Anyway, I would advise you to post (the relevant line(s) if not all) of /etc/fstab as well as any other scripts you wrote by yourself or modified with the goal to mount (/tmp or sth more) so people who are more experienced than me may help you if it's possible to find a positive answer to your question.

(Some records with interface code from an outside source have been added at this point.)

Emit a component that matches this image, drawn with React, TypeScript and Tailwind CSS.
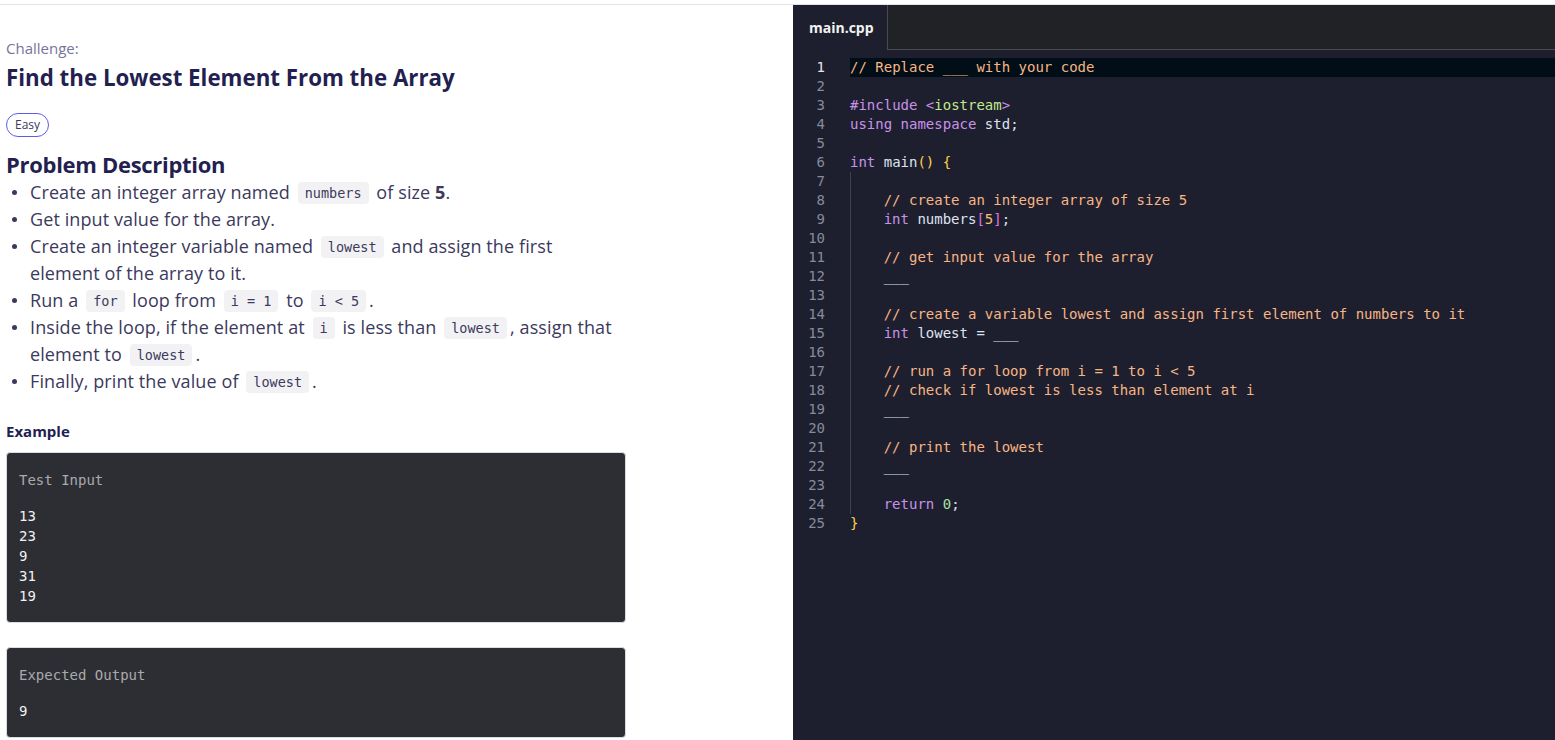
import React from 'react';

type Tok = [string, string];

// colours for the code editor
const COM = 'text-[#f7b585]';
const KW = 'text-[#c792ea]';
const STR = 'text-[#c3e88d]';
const TXT = 'text-[#dde3ee]';
const YEL = 'text-[#ffd24a]';
const PINK = 'text-[#e070e0]';
const NUM = 'text-[#f5c27a]';
const ZERO = 'text-[#a8e0a8]';

const CODE: { indent: boolean; toks: Tok[] }[] = [
  { indent: false, toks: [['// Replace ___ with your code', COM]] },
  { indent: false, toks: [] },
  { indent: false, toks: [['#include ', KW], ['<', KW], ['iostream', STR], ['>', KW]] },
  { indent: false, toks: [['using namespace ', KW], ['std;', TXT]] },
  { indent: false, toks: [] },
  { indent: false, toks: [['int ', KW], ['main', TXT], ['()', YEL], [' ', TXT], ['{', YEL]] },
  { indent: true, toks: [] },
  { indent: true, toks: [['// create an integer array of size 5', COM]] },
  { indent: true, toks: [['int ', KW], ['numbers', TXT], ['[', PINK], ['5', NUM], [']', PINK], [';', TXT]] },
  { indent: true, toks: [] },
  { indent: true, toks: [['// get input value for the array', COM]] },
  { indent: true, toks: [['___', TXT]] },
  { indent: true, toks: [] },
  { indent: true, toks: [['// create a variable lowest and assign first element of numbers to it', COM]] },
  { indent: true, toks: [['int ', KW], ['lowest = ___', TXT]] },
  { indent: true, toks: [] },
  { indent: true, toks: [['// run a for loop from i = 1 to i < 5', COM]] },
  { indent: true, toks: [['// check if lowest is less than element at i', COM]] },
  { indent: true, toks: [['___', TXT]] },
  { indent: true, toks: [] },
  { indent: true, toks: [['// print the lowest', COM]] },
  { indent: true, toks: [['___', TXT]] },
  { indent: true, toks: [] },
  { indent: true, toks: [['return ', KW], ['0', ZERO], [';', TXT]] },
  { indent: false, toks: [['}', YEL]] },
];

function Code({ children }: { children: React.ReactNode }) {
  return (
    <code className="mx-[3px] inline-block rounded-[4px] bg-[#f2f2f4] px-[7px] font-['DejaVu_Sans_Mono',monospace] text-[13.5px] leading-[22px] tracking-normal text-[#3b3a5c] align-[1px]">
      {children}
    </code>
  );
}

function Bullet({ children }: { children: React.ReactNode }) {
  return (
    <li className="flex">
      <span className="flex h-[27px] w-[24px] shrink-0 items-center pl-[6px]">
        <span className="h-[5px] w-[5px] rounded-full bg-[#3b3a5c]" />
      </span>
      <span className="whitespace-nowrap tracking-[0.1px]">{children}</span>
    </li>
  );
}

function ExampleBox({ label, lines }: { label: string; lines: string[] }) {
  return (
    <div className="rounded-[4px] border border-[#d9dce2] bg-[#2d2e33] px-[12px] pt-[17px] pb-[16px] font-['DejaVu_Sans_Mono',monospace] text-[14px] leading-[20px]">
      <div className="text-[#a9a9ae]">{label}</div>
      <div className="mt-[16px] text-[#f2f2f2]">
        {lines.map((l, i) => (
          <div key={i}>{l}</div>
        ))}
      </div>
    </div>
  );
}

export default function App() {
  return (
    <div className="h-[740px] w-[1555px] overflow-hidden bg-white">
      <div className="h-[4px]" />
      <div className="flex h-[736px] border-t border-[#dfe3ea]">
        {/* problem statement */}
        <div className="w-[793px] shrink-0 bg-white pl-[6px] pt-[33px] font-['Open_Sans',sans-serif]">
          <div className="text-[15px] leading-[20px] text-[#77739a]">Challenge:</div>
          <h1 className="mt-[5px] text-[22.3px] font-bold leading-[30px] text-[#231f50]">
            Find the Lowest Element From the Array
          </h1>
          <div className="mt-[20px] inline-flex h-[24px] items-center rounded-full border border-[#5b5bf0] px-[8px] text-[12px] text-[#3b3a5c]">
            Easy
          </div>
          <h2 className="mt-[12px] text-[22px] font-bold leading-[30px] tracking-[-0.3px] text-[#231f50]">Problem Description</h2>
          <ul className="text-[18px] leading-[27px] text-[#3b3a5c]">
            <Bullet>
              Create an integer array named <Code>numbers</Code> of size <b>5</b>.
            </Bullet>
            <Bullet>Get input value for the array.</Bullet>
            <Bullet>
              Create an integer variable named <Code>lowest</Code> and assign the first
              <br />
              element of the array to it.
            </Bullet>
            <Bullet>
              Run a <Code>for</Code> loop from <Code>i = 1</Code> to <Code>i &lt; 5</Code>.
            </Bullet>
            <Bullet>
              Inside the loop, if the element at <Code>i</Code> is less than <Code>lowest</Code>, assign that
              <br />
              element to <Code>lowest</Code>.
            </Bullet>
            <Bullet>
              Finally, print the value of <Code>lowest</Code>.
            </Bullet>
          </ul>
          <div className="mt-[26px] text-[15px] font-bold leading-[20px] text-[#231f50]">Example</div>
          <div className="mt-[11px] flex w-[620px] flex-col gap-[24px]">
            <ExampleBox label="Test Input" lines={['13', '23', '9', '31', '19']} />
            <ExampleBox label="Expected Output" lines={['9']} />
          </div>
        </div>

        {/* code editor */}
        <div className="flex flex-1 flex-col bg-[#1e1f2e]">
          <div className="flex h-[45px] bg-[#212226]">
            <div className="flex w-[95px] items-center border-r border-[#4a4b4f] bg-[#1e1f2e] pl-[16px] font-['Open_Sans',sans-serif] text-[14px] font-bold text-[#f2f2f2]">
              main.cpp
            </div>
            <div className="flex-1 border-b border-[#4a4b4f]" />
          </div>
          <div className="pt-[8px] font-['DejaVu_Sans_Mono',monospace] text-[14px] leading-[19px]">
            {CODE.map((line, i) => (
              <div key={i} className="flex h-[19px]">
                <div
                  className={`w-[33px] shrink-0 pr-[1px] text-right ${i === 0 ? 'text-[#e6e6e6]' : 'text-[#858b9c]'}`}
                >
                  {i + 1}
                </div>
                <div
                  className={`ml-[24px] flex flex-1 whitespace-pre ${i === 0 ? 'bg-[#010e17]' : ''}`}
                >
                  {line.indent && (
                    <span className="inline-block h-[19px] w-[33.7px] shrink-0 border-l border-[#3d4050]" />
                  )}
                  {line.toks.map(([t, c], j) => (
                    <span key={j} className={c}>
                      {t}
                    </span>
                  ))}
                </div>
              </div>
            ))}
          </div>
        </div>
      </div>
    </div>
  );
}
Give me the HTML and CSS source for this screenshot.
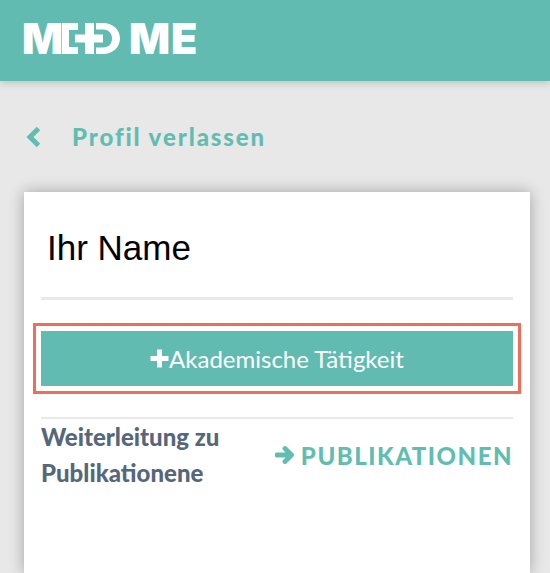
FILE: index.html
```html
<!DOCTYPE html>
<html lang="de">
<head>
<meta charset="utf-8">
<title>Profil</title>
<link rel="stylesheet" href="styles.css">
</head>
<body>
<header class="topbar">
  <div class="logo">
    <span class="logo-m">M</span>
    <svg class="logo-mark" width="58" height="31" viewBox="0 0 58 31" aria-hidden="true">
      <path d="M0 0H16V7H7V24H16V31H0Z" fill="#fff"/>
      <path d="M23 0H32V11.500H41V19.500H32V31H23V19.500H13V11.500H23Z" fill="#fff"/>
      <path d="M34 0H41C51 0 58 7 58 15.500C58 24 51 31 41 31H34V24.500H41C47 24.500 50 20.500 50 15.500C50 10.500 47 6.500 41 6.500H34Z" fill="#fff"/>
    </svg>
    <span class="logo-me">ME</span>
  </div>
</header>
<main class="page">
  <a class="back">
    <svg class="back-icon" width="16" height="22" viewBox="0 0 16 22" aria-hidden="true">
      <path d="M12.500 2.500L4 11L12.500 19.500" fill="none" stroke="#62bdb1" stroke-width="5"/>
    </svg>
    <span class="back-text">Profil verlassen</span>
  </a>
  <section class="card">
    <h1 class="name">Ihr Name</h1>
    <hr class="rule-thick">
    <button class="add-btn">
      <svg class="plus" width="19" height="19" viewBox="0 0 19 19" aria-hidden="true">
        <path d="M7 0.500H12V7H18.500V12H12V18.500H7V12H0.500V7H7Z" fill="#fff"/>
      </svg>Akademische Tätigkeit
    </button>
    <hr class="rule-thin">
    <div class="pub-row">
      <p class="pub-label">Weiterleitung zu<br>Publikationene</p>
      <a class="pub-link">
        <svg class="arrow" width="20" height="20" viewBox="0 0 20 20" aria-hidden="true">
          <path d="M2 10H16M10 3.500L16.500 10L10 16.500" fill="none" stroke="#62bdb1" stroke-width="4.800" stroke-linecap="round" stroke-linejoin="round"/>
        </svg>
        <span>PUBLIKATIONEN</span>
      </a>
    </div>
  </section>
</main>
</body>
</html>
```
FILE: styles.css
```css
* { box-sizing: border-box; }
html, body { margin: 0; padding: 0; height: 100%; overflow: hidden; }
body { background: #e8e8e8; font-family: Lato, "Liberation Sans", sans-serif; }

.topbar {
  height: 81px;
  background: #62bbb1;
  box-shadow: 0 2px 8px rgba(0, 0, 0, 0.18);
  padding: 23px 0 0 22px;
}
.logo {
  display: flex;
  align-items: center;
  height: 31px;
  color: #fff;
  font-family: Inter, Lato, sans-serif;
  font-weight: 900;
  font-size: 43px;
  line-height: 31px;
}
.logo-m { width: 40px; }
.logo-mark { margin-right: 9px; flex: none; }
.logo-me { letter-spacing: 1px; }

.page { padding: 0 20px 0 24px; }
.back {
  display: flex;
  align-items: center;
  height: 111px;
  padding-left: 2px;
  gap: 30px;
}
.back-icon { flex: none; }
.back-text {
  color: #62bdb1;
  font-weight: 900;
  font-size: 24px;
  letter-spacing: 1.900px;
}
.card {
  width: 506px;
  height: 381px;
  background: #fff;
  box-shadow: 0 0 14px rgba(0, 0, 0, 0.3);
  padding: 0 17px;
}
.name {
  margin: 0;
  height: 105px;
  padding: 35px 0 0 6px;
  font-family: "Liberation Sans", Arial, sans-serif;
  font-weight: 400;
  font-size: 35px;
  line-height: 42px;
  color: #000;
}
.rule-thick {
  margin: 0;
  border: 0;
  height: 3px;
  background: #e9e9e9;
}
.add-btn {
  display: flex;
  align-items: center;
  justify-content: center;
  width: 100%;
  height: 55px;
  margin-top: 31px;
  border: 0;
  padding: 0;
  background: #62bbb1;
  color: #fff;
  font-family: Lato, sans-serif;
  font-size: 24px;
  outline: 3.500px solid #ee6e5c;
  outline-offset: 5px;
}
.plus { flex: none; }
.rule-thin {
  margin: 31px 0 0;
  border: 0;
  height: 2px;
  background: #e9e9e9;
}
.pub-row {
  display: flex;
  justify-content: space-between;
  align-items: center;
}
.pub-label {
  margin: 0;
  color: #56677a;
  font-weight: 900;
  font-size: 24px;
  line-height: 36px;
}
.pub-link {
  display: flex;
  align-items: center;
  gap: 6px;
  color: #62bdb1;
  font-weight: 900;
  font-size: 24px;
  letter-spacing: 1.500px;
}
.arrow { flex: none; }
```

Also take a look into $ man zramctl
and run $ df -h
and $ mount
(outputs of latter two MAY be of use for a solution). I received now the following:
# sudo swapon --all
# sudo zramctl
NAME ALGORITHM DISKSIZE DATA COMPR TOTAL STREAMS MOUNTPOINT
/dev/zram0 lz4 2G 14.7M 1.7M 2.1M 12 [SWAP]
# sudo swapon --show
NAME TYPE SIZE USED PRIO
/dev/dm-2 partition 980M 0B -2
/dev/zram0 partition 2G 48M 90
Well, you see, mountpoint "[SWAP]"
... can't remember that "conventional" disk-swapping gives you the possibility to access it manually. I guess if some program performs I/O on any (zram-)swap(-partition) the system or even kernel manages what is written and read and where inside any swap-device. Can't find it but I'm pretty sure my zram0 was a file inside /var(subdir...?) at the default size then, back few months ago. dm-2 is the disk-swap which is empty because it's off. Like the manpages tell you, anyway zram#-s are block-devices and disk-swap-devices too, at least I gott that from it's name (dm-2, stands afaik for disk-mapper#2)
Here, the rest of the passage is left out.